In My Write Mind
R & B Defined...
At first, when I heard the news on that first day of July, I said I wasn't going to create a post. I mean really...what could I say that no one else would? In my ever-churning brain, I always look for ways to be different, to get my point across in a way that will affect people.
I had nothing.
Then, as the week went on, I read so many tributes, including here, here, here and here, and decided that I definitely didn't have any powerful lyrics to add their hearfelt, soul-filled, powerful songs. I made some comments here and there, but really, everybody has their own stories or favorite songs, right? Right. It would be pointless for me to sit here and rattle off all my favorite songs and where I was when I first heard them or what I did while listening to them. Right? Right. I didn't have anything powerful enough that warranted a post.
Today, I watched the funeral on television. Let me say that again. Today, Saturday, July 9th, I watched Luther Vandross' home going celebration. On television. Without the benefit of closed circuit links or special permission. Nope. It was on New York's N.Y1, broadcast in its entirety, without commercial interruption.

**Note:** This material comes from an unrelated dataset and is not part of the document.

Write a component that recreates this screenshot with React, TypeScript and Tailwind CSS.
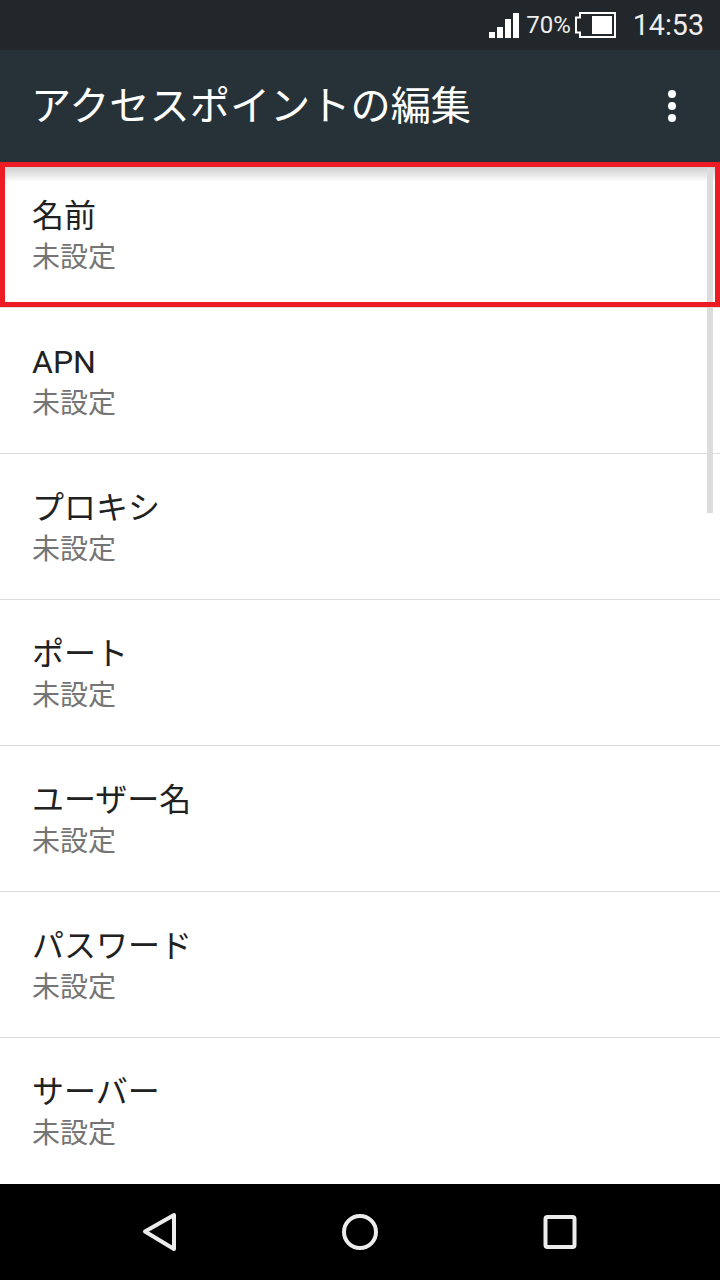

And that, along with the broadcast itself, is why I posted today. Complete coverage of funerals on television is reserved for dignitaries like presidents, popes, British royals or for someone famous who died as a result of an extraordinary circumstance. Otherwise, we are never allowed complete access to people's final celebrations or mournings. And African Americans?!?!? Coverage of their funerals rarely happens, as much because of their frequency as because of the general apathy of the nation.
Luther Vandross meant something. His life, his voice affected so many people, transcended race and musical genre. He was powerful enough to be deemed worthy of that final tribute, that final remembrance. With all of his fans right there--peeking in, sharing. We know of his discography, his catalogue, his charm. Today, and yesterday when the funeral was carried live, the world got to see his depth, his reach, his cache.
Patti LaBelle, Cissy Houston, Dionne Warwick, Stevie Wonder and Aretha Franklin all paid tribute to their friend, with Patti calling the day a celebration and reading a poem penned by Luther's mother. His long-time composer Nat Adderley, Jr., strode to the baby grand set up near the front of the Harlem church's main auditorium, strode past the pews that held so many of Luther's family and friends...so many of his fans. To say he tickled the ivories would be a disservice. His final public tribute to his good friend, a haunting, tender, powerful rendition of the classic "A House is Not A Home" had me glued to the screen, drew a powerful standing ovation from the hundreds in attendance. And near the end of the televised, two hour celebration, a throng of celebrities and friends including Freddie Jackson, Alicia Keys, Usher, Franklin, Wonder, Warwick and LaBelle joined in with an emotional, fitting version of Luther's "Power of Love/Love Power."
His best friend Fonzi Thornton, whom he grew up with in the Bronx, who was with him from the beginning, spoke of how Luther was always focused on music, how he was arranging vocals and studying dance steps way back in junior high. He also shared that Luther was well aware of the title he had as the "love man," referring to his allegedly being responsible for many a baby being made. He didn't want to accept that, though, according to Thornton. Didn't want to be known for that kind of power. Luther wanted to be remembered as the premiere soul singer of his generation, if not of all time.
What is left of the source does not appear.